Editor's Note: In early May we published on our website a story detailing the summer plans of nearly 150 returning Wabash College men. See that story in the "Related Story Box" at the top of this page. We've asked them recently to share their summer experience in their own words and pictures. Be sure to check back for updates as we hear from more of our students.
Andrew Wells '06:
This summer I am participating in the Secretary of State Fellowship Program.
I have been working under each of the three divisions that make up the SOS office as well as working in the executive office. I spent the first quarter of the program working in the Elections Division. Since it is a non-election year I spent my time working with Joe McClain the HAVA (Help America Vote Act) administrator. This consisted of assisting county clerks upgrade there polling places in order to be HAVA compliant.
We have also been working on establishing a Statewide Voter File.
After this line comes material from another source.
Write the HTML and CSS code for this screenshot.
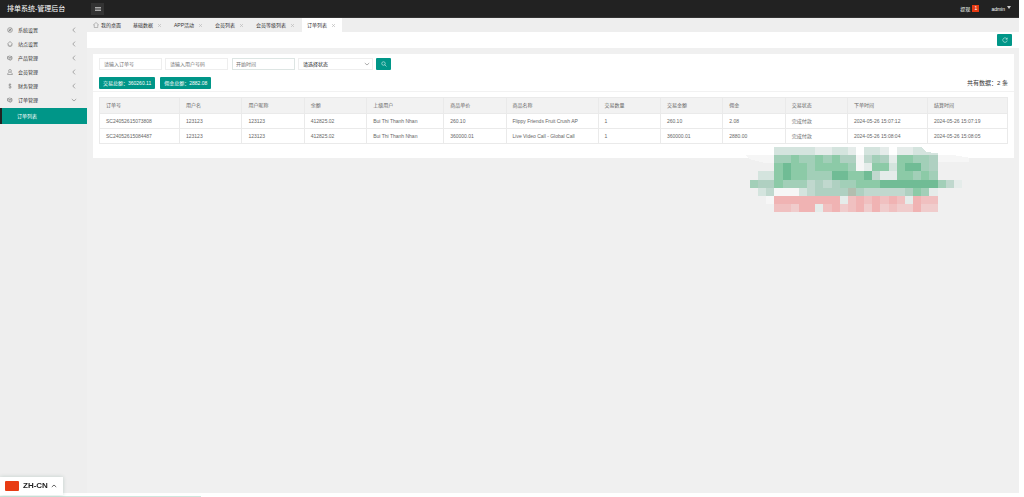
FILE: index.html
```html
<!DOCTYPE html>
<html lang="zh-CN">
<head>
<meta charset="utf-8">
<title>排单系统-管理后台</title>
<link rel="stylesheet" href="styles.css">
</head>
<body>
<svg class="defs" aria-hidden="true">
  <symbol id="left" viewBox="0 0 6 6"><path d="M4 .6 1.8 3 4 5.4"/></symbol>
  <symbol id="down" viewBox="0 0 6 6"><path d="M.8 2 3 4 5.200 2"/></symbol>
  <symbol id="up" viewBox="0 0 6 6"><path d="M.8 4 3 2l2.200 2"/></symbol>
  <symbol id="close" viewBox="0 0 6 6"><path d="m1.200 1.200 3.600 3.600m0-3.600L1.200 4.800"/></symbol>
  <symbol id="cube" viewBox="0 0 12 12"><path d="M1 3.500 5 2l5 1.500v5L7 10.500 1 8zM1 3.500l5 2 4-2M6 5.500v4.500M3 7l2 1M7.500 8l2-1.500"/></symbol>
</svg>
<header class="top">
  <h1 class="brand">排单系统-管理后台</h1>
  <button class="toggle" aria-label="菜单"><svg viewBox="0 0 6 6"><path d="M0 1.500h6M0 3h6M0 4.500h6"/></svg></button>
  <nav class="user">
    <a href="#">提现<span class="badge">1</span></a>
    <a href="#">admin<span class="caret"></span></a>
  </nav>
</header>
<div class="body">
  <nav class="side">
    <a href="#"><svg class="ico" viewBox="0 0 12 12"><circle cx="6" cy="6" r="4.800"/><circle cx="6" cy="6" r="2"/><path d="m3 9 6-6"/></svg>系统设置<svg class="chev"><use href="#left"/></svg></a>
    <a href="#"><svg class="ico" viewBox="0 0 12 12"><path d="M6 1 1.200 5.500 2.500 6v4h7V6l1.300-.5zM4.500 10.500h3"/></svg>站点设置<svg class="chev"><use href="#left"/></svg></a>
    <a href="#"><svg class="ico"><use href="#cube"/></svg>产品管理<svg class="chev"><use href="#left"/></svg></a>
    <a href="#"><svg class="ico" viewBox="0 0 12 12"><circle cx="6" cy="3.800" r="2.800"/><path d="M4.500 6.500C2 7.500 1.500 9 1.200 11h9.600C10.500 9 10 7.500 7.500 6.500"/></svg>会员管理<svg class="chev"><use href="#left"/></svg></a>
    <a href="#"><svg class="ico" viewBox="0 0 12 12"><path d="M8.500 4C8 1.800 3.500 1.800 3.500 4S8.500 6 8.500 8.200 3.500 10.200 3.300 8M6 1v10"/></svg>财务管理<svg class="chev"><use href="#left"/></svg></a>
    <a href="#"><svg class="ico"><use href="#cube"/></svg>订单管理<svg class="chev"><use href="#down"/></svg></a>
    <a href="#" class="current">订单列表</a>
  </nav>
  <main class="main">
    <nav class="tabs">
      <a href="#" class="home"><svg viewBox="0 0 12 12"><path d="M6 1 1 5.500h1.500V11h7V5.500H11z"/></svg>我的桌面</a>
      <a href="#">基础数据<svg><use href="#close"/></svg></a>
      <a href="#">APP活动<svg><use href="#close"/></svg></a>
      <a href="#">会员列表<svg><use href="#close"/></svg></a>
      <a href="#">会员等级列表<svg><use href="#close"/></svg></a>
      <a href="#" class="active">订单列表<svg><use href="#close"/></svg></a>
    </nav>
    <div class="crumb">
      <button class="btn" aria-label="刷新"><svg viewBox="0 0 12 12"><path d="M10 4A4.500 4.500 0 1 0 10.500 7M10.500 1.500V4.500H7.500"/></svg></button>
    </div>
    <section class="card">
      <form class="filters">
        <input type="text" placeholder="请输入订单号" aria-label="订单号">
        <input type="text" placeholder="请输入用户号码" aria-label="用户号码">
        <input type="text" class="date" placeholder="开始时间" aria-label="开始时间">
        <span class="pick"><select aria-label="状态"><option>请选择状态</option></select><svg><use href="#down"/></svg></span>
        <button class="btn" type="button" aria-label="搜索"><svg viewBox="0 0 12 12"><circle cx="5" cy="5" r="3.500"/><path d="m7.600 7.600 3.400 3.400"/></svg></button>
      </form>
      <div class="stats">
        <button class="stat">交易总额：360260.11</button>
        <button class="stat">佣金总额：2882.08</button>
        <span class="count">共有数据：2 条</span>
      </div>
      <div class="sheet">
        <table>
          <colgroup><col class="c-id"><col><col><col><col class="c-m"><col><col class="c-l"><col><col><col><col><col class="c-id"><col class="c-id"></colgroup>
          <thead><tr><th>订单号</th><th>用户名</th><th>用户昵称</th><th>余额</th><th>上级用户</th><th>商品单价</th><th>商品名称</th><th>交易数量</th><th>交易金额</th><th>佣金</th><th>交易状态</th><th>下单时间</th><th>结算时间</th></tr></thead>
          <tbody>
            <tr><td>SC24052615073808</td><td>123123</td><td>123123</td><td>412825.02</td><td>Bui Thi Thanh Nhan</td><td>260.10</td><td>Flippy Friends Fruit Crush AP</td><td>1</td><td>260.10</td><td>2.08</td><td>完成付款</td><td>2024-05-26 15:07:12</td><td>2024-05-26 15:07:19</td></tr>
            <tr><td>SC24052615084487</td><td>123123</td><td>123123</td><td>412825.02</td><td>Bui Thi Thanh Nhan</td><td>360000.01</td><td>Live Video Call - Global Call</td><td>1</td><td>360000.01</td><td>2880.00</td><td>完成付款</td><td>2024-05-26 15:08:04</td><td>2024-05-26 15:08:05</td></tr>
          </tbody>
        </table>
      </div>
    </section>
  </main>
</div>
<svg class="mosaic" viewBox="0 0 26 8" preserveAspectRatio="none" aria-hidden="true"></svg>
<div class="progress"></div>
<button class="lang"><span class="flag"></span>ZH-CN<svg><use href="#up"/></svg></button>
<script src="mosaic.js"></script>
</body>
</html>
```

FILE: styles.css
```css
* { box-sizing: border-box; }
body {
  margin: 0;
  padding: 0 5px 4px 0;
  min-height: 100vh;
  display: flex;
  flex-direction: column;
  background: #fff;
  color: #333;
  font: 5px/8px "Liberation Sans", "Noto Sans CJK SC", sans-serif;
}
a { color: inherit; text-decoration: none; }
button, input, select { font: inherit; margin: 0; padding: 0; border: 0; border-radius: 0; }
svg { width: 6px; height: 6px; fill: none; stroke: currentColor; flex: none; }
.defs { position: absolute; width: 0; height: 0; }

.top {
  display: flex;
  align-items: center;
  height: 18px;
  padding-right: 8px;
  background: #222;
  color: #fff;
  border-bottom: 1px solid #333;
}
.brand { width: 91px; margin: 0; padding-left: 7px; font-size: 7px; line-height: 12px; font-weight: 400; white-space: nowrap; }
.toggle { display: flex; align-items: center; justify-content: center; width: 13px; height: 12px; background: #333; color: #aaa; }
.user { margin-left: auto; display: flex; gap: 12px; }
.user a { display: flex; align-items: center; }
.badge { margin-left: 2px; width: 7px; height: 7px; line-height: 7px; text-align: center; background: #e53a12; }
.caret { margin: 0 0 2px 2px; border: 2px solid transparent; border-top: 3px solid #ccc; border-bottom: 0; }

.body { flex: 1; display: flex; }
.side { width: 87px; flex: none; padding-top: 5px; background: #eee; }
.side a { display: flex; align-items: center; height: 14px; padding: 0 10px 0 7px; }
.ico { margin-right: 5px; stroke: #666; }
.chev { margin-left: auto; stroke: #777; stroke-width: .6; }
.side .current { height: 16px; margin-top: 1px; padding-left: 15px; border-left: 2px solid #222; background: #009688; color: #fff; }

.main { flex: 1; min-width: 0; background: #f0f0f0; }
.tabs { display: flex; gap: 1px; height: 14px; background: #eee; }
.tabs a { display: flex; align-items: center; padding: 0 6px 0 5px; white-space: nowrap; }
.tabs svg { width: 5px; height: 5px; margin-left: 4px; stroke: #bbb; stroke-width: .8; }
.tabs .home { padding: 0 6px; }
.tabs .home svg { width: 6px; height: 6px; margin: 0 2px 0 0; stroke: #666; }
.tabs .active { background: #fff; }
.crumb { display: flex; align-items: center; justify-content: flex-end; height: 16px; padding-right: 7px; background: #fff; }
.btn { display: flex; align-items: center; justify-content: center; width: 15px; height: 12px; background: #009688; color: #fff; border-radius: 1px; }

.card { margin: 6px 5px 0 6px; padding-bottom: 14px; background: #fff; }
.filters { display: flex; gap: 3px; padding: 4px 6px 0; }
.filters input { width: 63px; height: 12px; padding: 0 4px; border: 1px solid #eee; background: #fff; }
.filters .date { margin-left: 1px; padding: 0 3px; border-color: #dde5e3; }
.filters input::placeholder { color: #757575; opacity: 1; }
.pick { position: relative; width: 75px; height: 12px; }
.pick select { width: 100%; height: 100%; padding: 0 4px; appearance: none; border: 1px solid #eee; background: #fff; color: #222; }
.pick svg { position: absolute; right: 3px; top: 3px; stroke: #999; stroke-width: .8; pointer-events: none; }
.stats { display: flex; align-items: center; gap: 5px; padding: 7px 6px 2px; border-bottom: 1px solid #f2f2f2; }
.stat { height: 12px; padding: 0 4px; background: #009688; color: #fff; border-radius: 1px; }
.count { margin-left: auto; font-size: 6px; }

.sheet { padding: 5px 6px 0; }
table { width: 100%; table-layout: fixed; border-collapse: collapse; color: #666; }
th, td { height: 16px; padding: 0 6px 1px; border: 1px solid #eaeaea; font-weight: 400; text-align: left; white-space: nowrap; }
td { height: 15px; }
th { background: #f2f2f2; }
.c-id { width: 80px; }
.c-m { width: 77px; }
.c-l { width: 92px; }

.mosaic { position: absolute; top: 147px; right: 62px; width: 212px; height: 65px; overflow: visible; stroke: none; shape-rendering: crispEdges; }
.lang {
  position: fixed;
  left: 0;
  bottom: 2px;
  display: flex;
  align-items: center;
  height: 18px;
  padding: 0 6px 0 5px;
  background: #fff;
  color: #222;
  font-size: 8px;
  font-weight: 700;
  box-shadow: 0 0 4px rgba(0, 80, 60, .2);
}
.flag { width: 14px; height: 10px; margin-right: 4px; border-radius: 1px; background: #e83c14; }
.lang svg { margin-left: 3px; stroke-width: .7; }
.progress { position: fixed; left: 0; bottom: 0; width: 201px; height: 1px; background: #cfe6de; }
```

FILE: mosaic.js
```javascript
const colors = {
  a: '#d4e4de', b: '#a2cfb8', c: '#8ccaa7', d: '#70bc95', e: '#c0d8ce', f: '#e5ecea',
  g: '#afd0c1', w: '#f6f6f6', p: '#f0b3b3', q: '#f0cccc', r: '#f0c0c0', t: '#b2beaf'
};
const rows = [
  '...aaaaaffaaf.aaf.ffa.....',
  '...bbcbbcbcggwebgfccbbg...',
  '...cdccbccccbwfccacddbg...',
  '.aacdccbbbddccdeffccbcb...',
  'bggcbbbegegbbcccdddddddbef',
  '.aewwwaeggggtgeeeeegcbf...',
  '..wppppppppfrprprprfprr...',
  '...rrqppfrpqrpqpqrqqpqq...'
];
const ns = 'http://www.w3.org/2000/svg';
const board = document.querySelector('.mosaic');
function add(d, fill) {
  const path = document.createElementNS(ns, 'path');
  path.setAttribute('d', d);
  path.setAttribute('fill', fill);
  board.append(path);
}
add('M-.5 1 H25 L26.800 1.300 V1.800 H20 V2 H2 L0 1.500z', '#f6f6f6');
add('M21 0 L21.600 .6 L23 .8 V1 H21z', colors.a);
rows.forEach((row, y) => [...row].forEach((key, x) => {
  if (colors[key]) add(`M${x} ${y}h1v1h-1z`, colors[key]);
}));
```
This has required a lot of work with county clerks and election officials, however, once completed Indiana will be at the forefront of election technology and practices.
During the current quarter of the fellowship, I have attend the County Clerks Convention, the Vote Indiana Team Meeting, and been working daily in the Securities Division where Wabash Alum Mark Mader ’67 is a PAU attorney.
A few weeks ago I spent the day traveling East Central Indiana with Secretary Rokita ’92. We made stops in New Castle and Hartford City where he talked with journalists about the newly enacted Voter ID legislation. We ended the day in Portland where the Secretary gave a speech on the importance of education and the arts, at the yearly arts program.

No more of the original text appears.